No. But in truth James, you've actually not recorded anything new in that period . . .so did you start to question whether you could actually write again?
“Yes that's true,” he says after one of the many stuttering pauses which will punctuate our conversation while he considers a response.
“I was wondering how I was going to specifically write lyrics again. It turns out in order to write I need to basically – for as much as a week at a time – to sequester myself away from any distractions whatsoever and it takes a couple of days of quiet and patience before lyrical ideas come to the surface these days.
“It's a new method for me. In the past it's been enough just to have a writing studio somewhere that I could go to for three hours in the morning and two in the afternoon and work on the songs that way. But this album seems to usher in a change.
“Generally speaking, life is so full and I'm so occupied that it really takes an effort to clear out the time necessary.”

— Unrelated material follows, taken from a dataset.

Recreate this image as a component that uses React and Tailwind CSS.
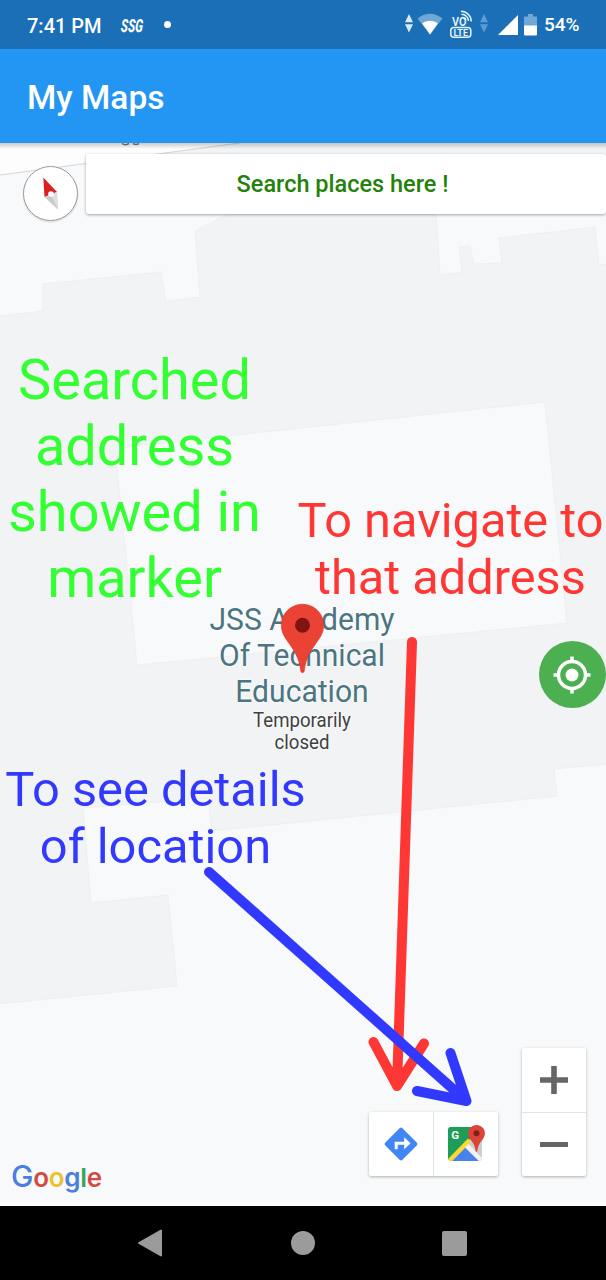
import React from "react";

function DataArrows({ className }) {
  return (
    <svg className={className} width="8" height="20" viewBox="0 0 8 20" fill="currentColor">
      <path d="M4 0 8 8.300H0zM4 18.500 0 10.200h8z" />
    </svg>
  );
}

function StatusBar() {
  return (
    <header className="flex h-[49px] shrink-0 items-center bg-[#1a6fb7] pl-[27px] pr-[27px] text-[20px] font-medium text-white">
      <span className="w-[94px] whitespace-nowrap pt-[2px]">7:41 PM</span>
      <span className="w-[43px] whitespace-nowrap font-['Roboto']">
        <span className="inline-block origin-left -skew-x-6 scale-x-[0.66] text-[18px] font-extrabold italic">SSG</span>
      </span>
      <span className="size-[7px] rounded-full bg-white" />
      <div className="ml-auto flex items-center">
        <DataArrows className="mr-[4px] -mt-[2px] text-[#dcebf7]" />
        <svg className="-mt-[2px]" width="26" height="22" viewBox="0 0 26 22">
          <path d="M0.500 5.500C8-1 18-1 25.500 5.500L13 21.500z" fill="#6fa7d7" />
          <path d="M5.200 10.500C9.500 6.800 16.500 6.800 20.800 10.500L13 21.500z" fill="#fff" />
        </svg>
        <svg className="ml-[7px] -mt-[2px]" width="24" height="30" viewBox="0 0 24 30">
          <text x="2" y="17" fontSize="13" fontWeight="600" fontFamily="Roboto" fill="#e7f2fa" textLength="14.500" lengthAdjust="spacingAndGlyphs">VO</text>
          <g fill="none" stroke="#e7f2fa" strokeWidth="1.500">
            <path d="M11 2.200A10.500 10.500 0 0 1 21.300 12.500M11.500 5.200A7.300 7.300 0 0 1 18.600 12M13 8.400A4 4 0 0 1 16 11" />
            <rect x="0.800" y="18.600" width="20" height="9.700" rx="3" />
          </g>
          <text x="3.500" y="26.700" fontSize="9" fontWeight="700" fontFamily="Roboto" fill="#e7f2fa" textLength="14.500" lengthAdjust="spacingAndGlyphs">LTE</text>
        </svg>
        <DataArrows className="ml-[6px] -mt-[2px] text-[#5d9bd0]" />
        <svg className="ml-[10px] mt-[1px]" width="20" height="20" viewBox="0 0 20 20">
          <path d="M20 0v20H0z" fill="#fff" />
        </svg>
        <svg className="ml-[6px]" width="13" height="22" viewBox="0 0 13 22">
          <path d="M4 0h5v2.500h4V12H0V2.500h4z" fill="#6fa7d7" />
          <path d="M0 11.500h13V20.500a1 1 0 0 1-1 1H1a1 1 0 0 1-1-1z" fill="#fff" />
        </svg>
        <span className="ml-[7px] w-[35px] whitespace-nowrap pt-[2px] text-[19px]">54%</span>
      </div>
    </header>
  );
}

function MapTerrain() {
  return (
    <svg className="absolute inset-0" width="606" height="1063" viewBox="0 143 606 1063">
      <rect y="143" width="606" height="1063" fill="#f1f3f4" />
      <g fill="#f8f9fb" stroke="#ebedef" strokeWidth="0.700">
        <path d="M-2 175 150 154H240L227 215 195 231 200 297 166 301 161 272 43 284V311L-2 316z" />
        <path d="M435 200 440 275 462 272 459 247 470 246 474 264 502 263 499 238 595 227 599 265 608 264V200z" />
        <path d="M115 448 545 402 567 623 137 665z" />
        <path d="M-2 1004 177 986 168 895 91 903 83 808 208 798 212 831 557 796 554 769 608 764V1204H-2z" />
      </g>
      <path d="M0 143H240L0 175z" fill="#fdfdfe" />
      <path d="M0 175 240 143" stroke="#d5d7d9" strokeWidth="1.200" />
      <path d="M122 143.500q3 2.500 7 0M133 143.500q3 1.800 6 0" stroke="#777b80" strokeWidth="1.500" fill="none" />
      <rect y="1202" width="606" height="4" fill="#fdfdfe" />
    </svg>
  );
}

function Compass() {
  return (
    <svg className="absolute left-[20px] top-[20px]" width="62" height="62" viewBox="20 163 62 62">
      <circle cx="50.500" cy="195" r="28" fill="#00000012" />
      <circle cx="50.500" cy="193.500" r="27" fill="#fff" stroke="#999" strokeWidth="1" />
      <path d="M43.300 177.500 57 192 44.500 197z" fill="#dc2020" />
      <path d="M44.500 197 57 192 57.800 209.500z" fill="#c9c9c9" />
      <path d="M51 194.500 57 192 57.800 209.500z" fill="#dedede" />
      <circle cx="51" cy="194" r="2.800" fill="#fff" />
    </svg>
  );
}

function Marker() {
  return (
    <svg className="absolute left-[280px] top-[460px]" width="46" height="72" viewBox="280 603 46 72">
      <path d="M302.500 604.200c-11.800 0-21.200 9.400-21.200 21 0 6.200 2.600 11 6.400 16.300 6.800 9.500 11.500 16.500 13 29.200.2 2.600 3.400 2.600 3.600 0 1.500-12.700 6.200-19.700 13-29.200 3.800-5.300 6.400-10.100 6.400-16.300 0-11.600-9.400-21-21.200-21z" fill="#ea4335" stroke="#d5392d" strokeWidth="0.600" />
      <circle cx="302.500" cy="625.300" r="7.500" fill="#811411" />
    </svg>
  );
}

function Arrows() {
  return (
    <svg className="pointer-events-none absolute inset-0" width="606" height="1063" viewBox="0 143 606 1063" fill="none" strokeWidth="10" strokeLinecap="round" strokeLinejoin="round">
      <path d="M412 642 397 1086M373.500 1042 397 1086 424 1043.500" stroke="#ff3734" />
      <path d="M209 872 466.500 1101M450.500 1053 466.500 1101 417 1091" stroke="#3239fe" />
    </svg>
  );
}

function DirectionsIcon() {
  return (
    <svg width="34" height="34" viewBox="0 0 34 34">
      <path d="M15.600 1.300a2 2 0 0 1 2.800 0l14.300 14.300a2 2 0 0 1 0 2.800L18.400 32.700a2 2 0 0 1-2.800 0L1.300 18.400a2 2 0 0 1 0-2.800z" fill="#4285f4" />
      <path d="M10.700 22.300V14.700h9.500V10.300l6.300 6-6.300 6v-4.500h-6.500v4.500z" fill="#fff" />
    </svg>
  );
}

function MapsIcon() {
  return (
    <svg width="40" height="40" viewBox="447 1123 40 40">
      <defs>
        <clipPath id="tile"><rect x="449" y="1127" width="34" height="34" rx="3" /></clipPath>
      </defs>
      <g clipPath="url(#tile)">
        <path d="M449 1127h34v34h-34z" fill="#cfcfcf" />
        <path d="M449 1127h34L449 1161z" fill="#1e9d58" />
        <path d="M450 1164 466.500 1147 482 1163z" fill="#4683ea" />
        <path d="M447 1161 469 1138.500 472 1142 450 1164z" fill="#fdd835" />
        <path d="M466 1147.500 469.500 1144 485 1160 482 1163z" fill="#f2f2f2" />
      </g>
      <text x="452.300" y="1139" fontSize="11.500" fontWeight="700" fontFamily="Roboto" fill="#fff">G</text>
      <path d="M477.500 1125c-4.700 0-8.400 3.600-8.400 8.300 0 6.500 6.700 8 7.500 17.500.1 1.500 1.700 1.500 1.800 0 .8-9.500 7.500-11 7.500-17.500 0-4.700-3.700-8.300-8.400-8.300z" fill="#db4437" />
      <circle cx="477.500" cy="1133.200" r="3" fill="#802018" />
    </svg>
  );
}

function MapView() {
  return (
    <main className="relative h-[1063px] shrink-0 overflow-hidden">
      <MapTerrain />
      <div className="absolute inset-x-0 top-0 h-[6px] bg-linear-to-b from-black/20 to-transparent" />
      <button className="absolute left-[86px] right-0 top-[11px] flex h-[60px] items-center justify-center rounded-[3px] bg-white pr-[7px] pt-[2px] text-[23.500px] font-medium text-[#238209] shadow-[0_1px_3px_rgba(0,0,0,0.350)]">
        Search places here !
      </button>
      <Compass />
      <div className="absolute left-[152px] top-[458.500px] w-[300px] text-center text-[31px] leading-[36px] text-[#4b7580] [text-shadow:0_0_2px_#fff,0_0_3px_#fff]">
        <p className="scale-x-[0.970]">JSS Academy<br />Of Technical<br />Education</p>
        <p className="scale-x-[0.955] text-[19.500px] leading-[22px] text-[#404040]">Temporarily<br />closed</p>
      </div>
      <Marker />
      <p className="absolute left-[-15.500px] top-[204px] w-[300px] text-center text-[55.900px] leading-[66px] text-[#33ff33]">
        Searched<br />address<br />showed in<br />marker
      </p>
      <p className="absolute left-[250.500px] top-[349px] w-[400px] text-center text-[48.700px] leading-[57px] text-[#ff3734]">
        To navigate to<br />that address
      </p>
      <p className="absolute left-[-44.500px] top-[618px] w-[400px] text-center text-[48.800px] leading-[57px] text-[#3239fe]">
        To see details<br />of location
      </p>
      <button aria-label="My location" className="absolute left-[539px] top-[498px] flex size-[67px] items-center justify-center rounded-full bg-[#4caf50]">
        <svg className="-ml-px" width="38" height="38" viewBox="0 0 38 38" fill="none" stroke="#fff" strokeWidth="3.500">
          <circle cx="19" cy="19" r="13.500" />
          <circle cx="19" cy="19" r="6.500" fill="#fff" stroke="none" />
          <path d="M19 0.500V6M19 32v5.500M0.500 19H6M32 19h5.500" />
        </svg>
      </button>
      <div className="absolute inset-x-0 bottom-[30px] flex items-end justify-end gap-[24px] pr-[20px]">
        <div className="flex h-[64px] w-[129px] divide-x divide-[#e3e4e5] rounded-[2px] bg-white shadow-[0_1px_3px_rgba(0,0,0,0.300)]">
          <button aria-label="Directions" className="flex flex-1 items-center justify-center"><DirectionsIcon /></button>
          <button aria-label="Open in maps" className="flex flex-1 items-center justify-center pb-[2px] pl-px"><MapsIcon /></button>
        </div>
        <div className="flex h-[128px] w-[64px] flex-col divide-y divide-[#e3e4e5] rounded-[2px] bg-white shadow-[0_1px_3px_rgba(0,0,0,0.300)]">
          <button aria-label="Zoom in" className="flex flex-1 items-center justify-center">
            <svg width="28" height="28" viewBox="0 0 28 28" fill="#666"><path d="M11.200 0h5.600v11.200H28v5.600H16.800V28h-5.600V16.800H0v-5.600h11.200z" /></svg>
          </button>
          <button aria-label="Zoom out" className="flex flex-1 items-center justify-center">
            <span className="h-[5px] w-[28px] bg-[#666]" />
          </button>
        </div>
      </div>
      <div className="absolute left-[11px] top-[1018px] flex items-baseline font-['Inter'] text-[26px] font-semibold leading-[30px] tracking-[-0.300px]">
        <span className="text-[30px] font-medium text-[#4a80dc]">G</span>
        <span className="text-[#d14a45]">o</span>
        <span className="text-[#e8c42c]">o</span>
        <span className="text-[#4a80dc]">g</span>
        <span className="text-[#3ca45c]">l</span>
        <span className="text-[#d14a45]">e</span>
      </div>
      <Arrows />
    </main>
  );
}

function NavigationBar() {
  return (
    <nav className="flex h-[74px] shrink-0 items-center bg-black pl-[137px] text-[#9b9b9b]">
      <svg width="26" height="28" viewBox="0 0 26 28" fill="currentColor" stroke="currentColor" strokeWidth="2" strokeLinejoin="round"><path d="M2 14 24 1.500v25z" /></svg>
      <span className="ml-[128px] size-[24px] rounded-full bg-current" />
      <span className="ml-[127px] size-[25px] rounded-[2px] bg-current" />
    </nav>
  );
}

export default function App() {
  return (
    <div className="flex h-[1280px] w-[606px] flex-col overflow-hidden font-['Roboto',sans-serif]">
      <StatusBar />
      <div className="flex h-[94px] shrink-0 items-center bg-[#2396f3] pl-[27px] pt-[4px] text-[33.500px] font-medium text-white">
        <h1>My Maps</h1>
      </div>
      <MapView />
      <NavigationBar />
    </div>
  );
}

So in this case you went to Newport with a bunch of notebooks and maybe some lose ideas recorded already?
Exactly. I had a lot of different notebooks I'd been keeping over the years, but also a lot of short recordings, snatches of music and bit of ideas and phrases that I would put down and elaborate on later . . . so I had both, some recordings on my phone and some on a digital voice recorded and a lot of different notebooks
When I'm working on a dozen songs I'll get a fresh notebook for each song and keep all my ideas in one place. But that's predictable, I think. Maybe a lot of writers work that way.

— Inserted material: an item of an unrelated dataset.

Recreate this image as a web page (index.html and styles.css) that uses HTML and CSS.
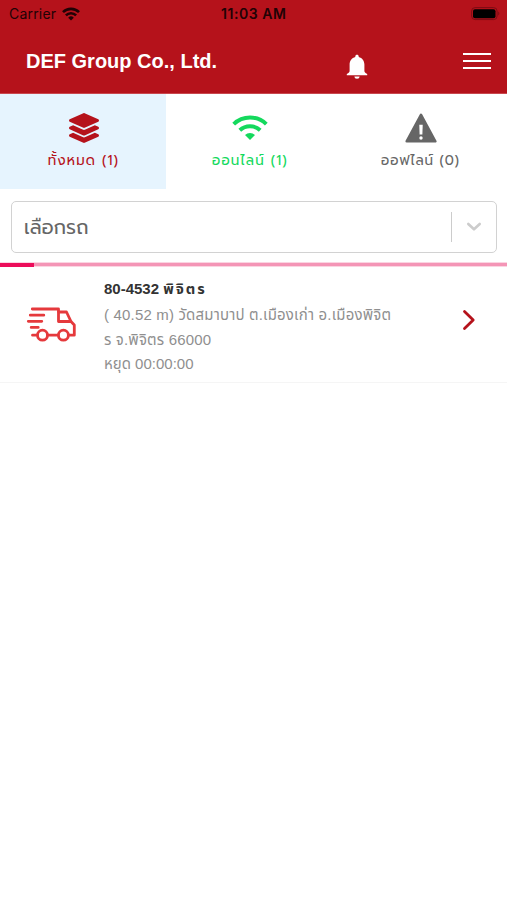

There's a strong reflective quality that runs through Before This World. Were you aware of that? A thread that runs throughout?
Yeah. Generally speaking I am not very in control of songs. Ideas occur to me, music usually leads the way although sometimes I'll write a lyric without much of a melody or accompanying music.
Generally when I'm trying to finish a song it leads me where it will go.
There are two songs on this album I knew ahead of time I wanted to write: I knew I wanted to write about the Red Sox beating the Yankees [Angels of Fenway] in ?? and finally winning the World Series in 86 years, because that was a real event in New England. So I knew I wanted to write about that, but that is rare for me to do it that way.
Usually I'll start with an idea and it leads me.
But yes, there do seem to be themes of currents that continue to run through my work , although you could say people write the same 50 or 60 songs over and over again, but they come at it from different angles or put it in a different way
But I have noticed in retrospect looking at the work, there are types of songs I write . . . or elements of songs that keep reappearing. I suppose that reflective or reminiscent quality has been then there for a while, songs like Copperline back to when I grew up in North Carolina and the landscape there.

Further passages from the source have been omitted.